## Your objective
Which lines hold the word "that"? Copy each of them from the material.

Entries with page source code
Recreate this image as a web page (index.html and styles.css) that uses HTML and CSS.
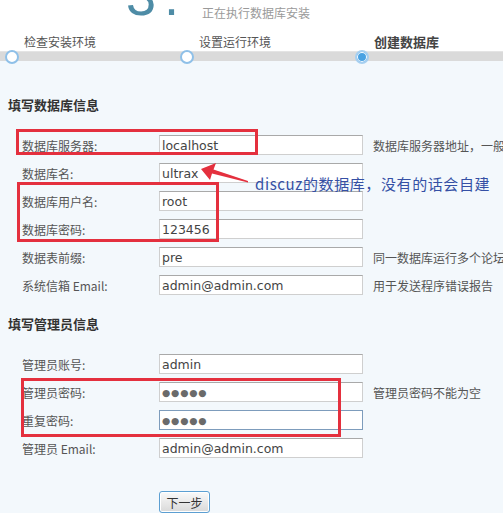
FILE: index.html
```html
<!DOCTYPE html>
<html lang="zh-CN">
<head>
    <meta charset="UTF-8">
    <title>Discuz! 安装 - 创建数据库</title>
    <link rel="stylesheet" href="styles.css">
</head>
<body>
    <div class="page">
        <div class="top">
            <span class="logo">3.</span>
            <span class="subtitle">正在执行数据库安装</span>
        </div>
        <div class="steps">
            <span class="step">检查安装环境</span>
            <span class="step">设置运行环境</span>
            <span class="step current">创建数据库</span>
        </div>
        <div class="bar">
            <span class="cell"><i class="dot"></i></span>
            <span class="cell"><i class="dot"></i></span>
            <span class="cell"><i class="dot active"></i></span>
        </div>

        <div class="main">
            <h2 class="sect">填写数据库信息</h2>
            <div class="fields">
                <div class="row">
                    <label>数据库服务器:</label>
                    <input type="text" value="localhost">
                    <span class="tip">数据库服务器地址，一般为 localhost</span>
                </div>
                <div class="row">
                    <label>数据库名:</label>
                    <input type="text" value="ultrax">
                </div>
                <div class="row">
                    <label>数据库用户名:</label>
                    <input type="text" value="root">
                </div>
                <div class="row">
                    <label>数据库密码:</label>
                    <input type="text" value="123456">
                </div>
                <div class="row">
                    <label>数据表前缀:</label>
                    <input type="text" value="pre">
                    <span class="tip">同一数据库运行多个论坛时，请修改前缀</span>
                </div>
                <div class="row">
                    <label>系统信箱 Email:</label>
                    <input type="text" value="admin@admin.com">
                    <span class="tip">用于发送程序错误报告</span>
                </div>
            </div>

            <h2 class="sect second">填写管理员信息</h2>
            <div class="fields">
                <div class="row">
                    <label>管理员账号:</label>
                    <input type="text" value="admin">
                </div>
                <div class="row">
                    <label>管理员密码:</label>
                    <input type="text" class="secret" value="●●●●●">
                    <span class="tip">管理员密码不能为空</span>
                </div>
                <div class="row">
                    <label>重复密码:</label>
                    <input type="text" class="secret focus" value="●●●●●">
                </div>
                <div class="row">
                    <label>管理员 Email:</label>
                    <input type="text" value="admin@admin.com">
                </div>
            </div>

            <div class="actions">
                <button type="button">下一步</button>
            </div>
        </div>

        <!-- пометки поверх скриншота -->
        <div class="mark mark-host"></div>
        <div class="mark mark-user"></div>
        <div class="mark mark-pass"></div>
        <svg class="arrow" width="60" height="30" viewBox="0 0 60 30">
            <polygon points="6,11 21,5 18.5,11.5 53,23 53,24.5 17,15.5 15,22" fill="#e4303e"/>
        </svg>
        <div class="note">discuz的数据库，没有的话会自建</div>
    </div>
</body>
</html>
```

FILE: styles.css
```css
html, body {
    margin: 0;
    overflow: hidden;
}
body {
    font-family: "Noto Sans CJK SC", sans-serif;
    font-size: 12px;
    color: #555;
    background: #f3f8fc;
}
.page {
    position: relative;
    height: 513px;
}
.top {
    display: flex;
    height: 30px;
    background: #fff;
    white-space: nowrap;
}
.logo {
    display: block;
    flex-shrink: 0;
    width: 76px;
    margin: -31px 0 0 126px;
    font-family: "Liberation Sans", sans-serif;
    font-size: 54px;
    line-height: 54px;
    letter-spacing: 8px;
    color: #4e8ca6;
}
.subtitle {
    margin-top: 5px;
    line-height: 16px;
    color: #9a9a9a;
}
.steps {
    display: flex;
    height: 17px;
    padding-top: 4px;
    background: #fff;
}
.step {
    flex-shrink: 0;
    width: 151px;
    padding-left: 24px;
    line-height: 16px;
    color: #555;
    white-space: nowrap;
}
.step.current {
    font-weight: bold;
    font-size: 13px;
    color: #444;
}
.bar {
    display: flex;
    align-items: center;
    height: 9px;
    background: #dadada;
    border-top: 1px solid #e4e4e4;
}
.cell {
    display: flex;
    flex-shrink: 0;
    width: 175px;
}
.dot {
    display: block;
    width: 10px;
    height: 10px;
    margin-left: 5px;
    border: 2px solid #8fc0e8;
    border-radius: 50%;
    background: #fff;
}
.dot.active {
    border-color: #a6cff0;
    background: #4aa2e2;
    box-shadow: inset 0 0 0 1px #fff;
}
.main {
    padding: 35px 0 0 8px;
}
.sect {
    margin: 0;
    height: 18px;
    line-height: 18px;
    font-size: 13px;
    font-weight: bold;
    color: #333;
}
.sect.second {
    margin-top: 16px;
}
.fields {
    margin-top: 17px;
}
.row {
    display: flex;
    align-items: center;
    height: 28px;
    white-space: nowrap;
}
.row label {
    flex-shrink: 0;
    width: 137px;
    padding-left: 14px;
    color: #555;
}
.row input {
    flex-shrink: 0;
    box-sizing: border-box;
    width: 204px;
    height: 20px;
    margin: 0;
    padding: 0 2px;
    border: 1px solid #cfcfcf;
    border-top-color: #a9a9a9;
    background: #fff;
    font-family: "DejaVu Sans", sans-serif;
    font-size: 12.5px;
    color: #444;
    outline: none;
}
.row input.secret {
    font-size: 9.5px;
    letter-spacing: 0.8px;
    color: #6a6a6a;
}
.row input.focus {
    border-color: #7d9cbc;
}
.tip {
    flex-shrink: 0;
    margin-left: 10px;
    color: #555;
}
.actions {
    margin-top: 29px;
    padding-left: 151px;
}
.actions button {
    width: 51px;
    height: 22px;
    padding: 0;
    border: 1px solid #5c9fd2;
    border-radius: 3px;
    background: linear-gradient(#fafafa, #d9d9d9);
    box-shadow: inset 0 0 0 1px #fff;
    font-family: "Noto Sans CJK SC", sans-serif;
    font-size: 12px;
    color: #333;
}

/* красные рамки и стрелка */
.mark {
    position: absolute;
    box-sizing: border-box;
    border: 3px solid #e4303e;
}
.mark-host {
    left: 16px;
    top: 129px;
    width: 242px;
    height: 26px;
}
.mark-user {
    left: 17px;
    top: 182px;
    width: 202px;
    height: 60px;
}
.mark-pass {
    left: 21px;
    top: 378px;
    width: 320px;
    height: 59px;
}
.arrow {
    position: absolute;
    left: 195px;
    top: 158px;
}
.note {
    position: absolute;
    left: 255px;
    top: 174px;
    line-height: 20px;
    font-size: 15px;
    letter-spacing: 0.6px;
    color: #3550a5;
    white-space: nowrap;
}
```
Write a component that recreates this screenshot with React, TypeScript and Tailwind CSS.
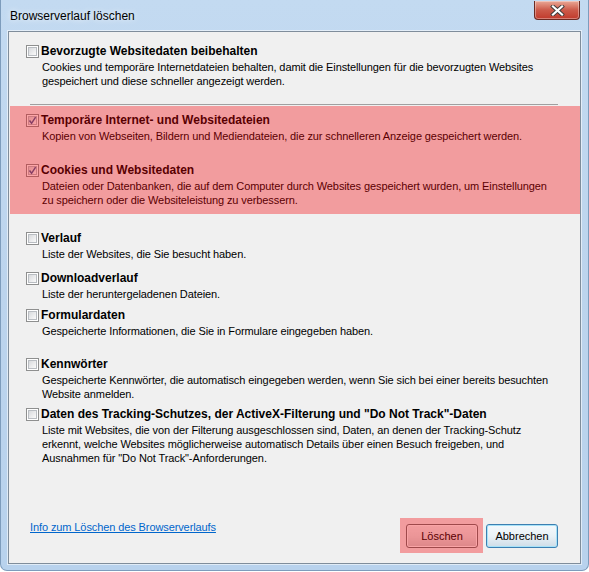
type Entry = {
  title: string;
  lines: string[];
  checked?: boolean;
  gap: string;
};

const top: Entry = {
  title: "Bevorzugte Websitedaten beibehalten",
  lines: [
    "Cookies und temporäre Internetdateien behalten, damit die Einstellungen für die bevorzugten Websites",
    "gespeichert und diese schneller angezeigt werden.",
  ],
  gap: "mt-0",
};

const marked: Entry[] = [
  {
    title: "Temporäre Internet- und Websitedateien",
    lines: ["Kopien von Webseiten, Bildern und Mediendateien, die zur schnelleren Anzeige gespeichert werden."],
    checked: true,
    gap: "mt-0",
  },
  {
    title: "Cookies und Websitedaten",
    lines: [
      "Dateien oder Datenbanken, die auf dem Computer durch Websites gespeichert wurden, um Einstellungen",
      "zu speichern oder die Websiteleistung zu verbessern.",
    ],
    checked: true,
    gap: "mt-[19px]",
  },
];

const rest: Entry[] = [
  { title: "Verlauf", lines: ["Liste der Websites, die Sie besucht haben."], gap: "mt-[16px]" },
  { title: "Downloadverlauf", lines: ["Liste der heruntergeladenen Dateien."], gap: "mt-[9px]" },
  {
    title: "Formulardaten",
    lines: ["Gespeicherte Informationen, die Sie in Formulare eingegeben haben."],
    gap: "mt-[6px]",
  },
  {
    title: "Kennwörter",
    lines: [
      "Gespeicherte Kennwörter, die automatisch eingegeben werden, wenn Sie sich bei einer bereits besuchten",
      "Website anmelden.",
    ],
    gap: "mt-[18px]",
  },
  {
    title: 'Daten des Tracking-Schutzes, der ActiveX-Filterung und "Do Not Track"-Daten',
    lines: [
      "Liste mit Websites, die von der Filterung ausgeschlossen sind, Daten, an denen der Tracking-Schutz",
      "erkennt, welche Websites möglicherweise automatisch Details über einen Besuch freigeben, und",
      'Ausnahmen für "Do Not Track"-Anforderungen.',
    ],
    gap: "mt-[5px]",
  },
];

function Box({ checked }: { checked?: boolean }) {
  return (
    <span className="relative h-[13px] w-[13px] shrink-0 border border-[#8e8f8f] bg-white">
      <span className="absolute inset-[1px] border border-[#b9bdc2] bg-gradient-to-br from-[#d8dadd] to-[#fafafa]" />
      {checked && (
        <svg className="absolute inset-0" width="11" height="11" viewBox="0 0 11 11">
          <path d="M2.5 5.5 L4.6 8.3 L8.6 2.2" fill="none" stroke="#4a5f97" strokeWidth="1.5" />
        </svg>
      )}
    </span>
  );
}

function Option({ entry }: { entry: Entry }) {
  return (
    <div className={`pl-[17px] ${entry.gap}`}>
      <div className="flex h-[16px] items-center gap-[2px] text-[12px] font-bold">
        <Box checked={entry.checked} />
        <span>{entry.title}</span>
      </div>
      <div className="mt-[1px] pl-[16px] leading-[14px] tracking-[-0.1px]">
        {entry.lines.map((l) => (
          <div key={l} className="whitespace-nowrap">
            {l}
          </div>
        ))}
      </div>
    </div>
  );
}

function CloseButton() {
  return (
    <div className="absolute right-[8px] top-[1px] flex h-[19px] w-[46px] items-center justify-center overflow-hidden rounded-b-[4px] border border-t-0 border-[#6b2a22] bg-gradient-to-b from-[#e9a897] via-[#cc5a4a] to-[#c0392b] shadow-[inset_0_0_0_1px_rgba(255,255,255,0.35)]">
      <svg width="15" height="11" viewBox="0 0 15 11">
        <path d="M3 1.5 L12 9.5 M12 1.5 L3 9.5" stroke="#3c3c3c" strokeWidth="4" strokeLinecap="square" />
        <path d="M3 1.5 L12 9.5 M12 1.5 L3 9.5" stroke="#ffffff" strokeWidth="2.2" strokeLinecap="square" />
      </svg>
    </div>
  );
}

export default function App() {
  return (
    <div className="h-[572px] w-[589px] bg-white font-['Liberation_Sans',Arial,sans-serif] text-[11px] text-black">
      <div className="relative flex h-[571px] flex-col rounded-b-[7px] border border-t-0 border-[#7d9cbc] bg-gradient-to-b from-[#c3daf1] via-[#bcd4ed] to-[#b8d2ed] px-[7px] pb-[6px]">
        <div className="flex h-[31px] items-center pl-[2px] text-[12px] [text-shadow:0_0_6px_#ffffff]">
          Browserverlauf löschen
        </div>
        <CloseButton />

        <div className="flex flex-1 flex-col border border-[#7f8d9b] bg-[#f0f0f0] shadow-[0_0_0_1px_rgba(255,255,255,0.55)]">
          <div className="pt-[11px]">
            <Option entry={top} />
          </div>
          <div className="ml-[21px] mr-[22px] mt-[16px] border-t border-[#a0a0a0]" />

          {/* highlighted selection */}
          <div className="relative mt-[1px] pb-[7px] pt-[6px]">
            {marked.map((e) => (
              <Option key={e.title} entry={e} />
            ))}
            <div className="pointer-events-none absolute inset-y-0 left-[1px] right-0 bg-[rgba(246,0,6,0.35)]" />
          </div>

          {rest.map((e) => (
            <Option key={e.title} entry={e} />
          ))}

          <div className="flex-1" />

          <div className="flex items-start justify-between pb-[15px] pl-[21px] pr-[22px]">
            <a className="-mt-[4px] leading-[14px] tracking-[-0.1px] text-[#0066cc] underline">
              Info zum Löschen des Browserverlaufs
            </a>
            <div className="flex gap-[8px]">
              <div className="relative">
                <button className="h-[24px] w-[72px] rounded-[3px] border border-[#707070] bg-gradient-to-b from-[#f2f2f2] via-[#e6e6e6] to-[#d0d0d0] shadow-[inset_0_0_0_1px_#fcfcfc]">
                  Löschen
                </button>
                <div className="pointer-events-none absolute -bottom-[5px] -left-[6px] -right-[5px] -top-[6px] bg-[rgba(246,0,6,0.35)]" />
              </div>
              <button className="h-[24px] w-[72px] rounded-[3px] border border-[#3c7fb1] bg-gradient-to-b from-[#f4f9fc] via-[#e9f1f6] to-[#cfdde7] shadow-[inset_0_0_0_1px_#a7e2f8]">
                Abbrechen
              </button>
            </div>
          </div>
        </div>
      </div>
    </div>
  );
}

## Full response
Recreate this image as a web page (index.html and styles.css) that uses HTML and CSS.
Write a component that recreates this screenshot with React, TypeScript and Tailwind CSS.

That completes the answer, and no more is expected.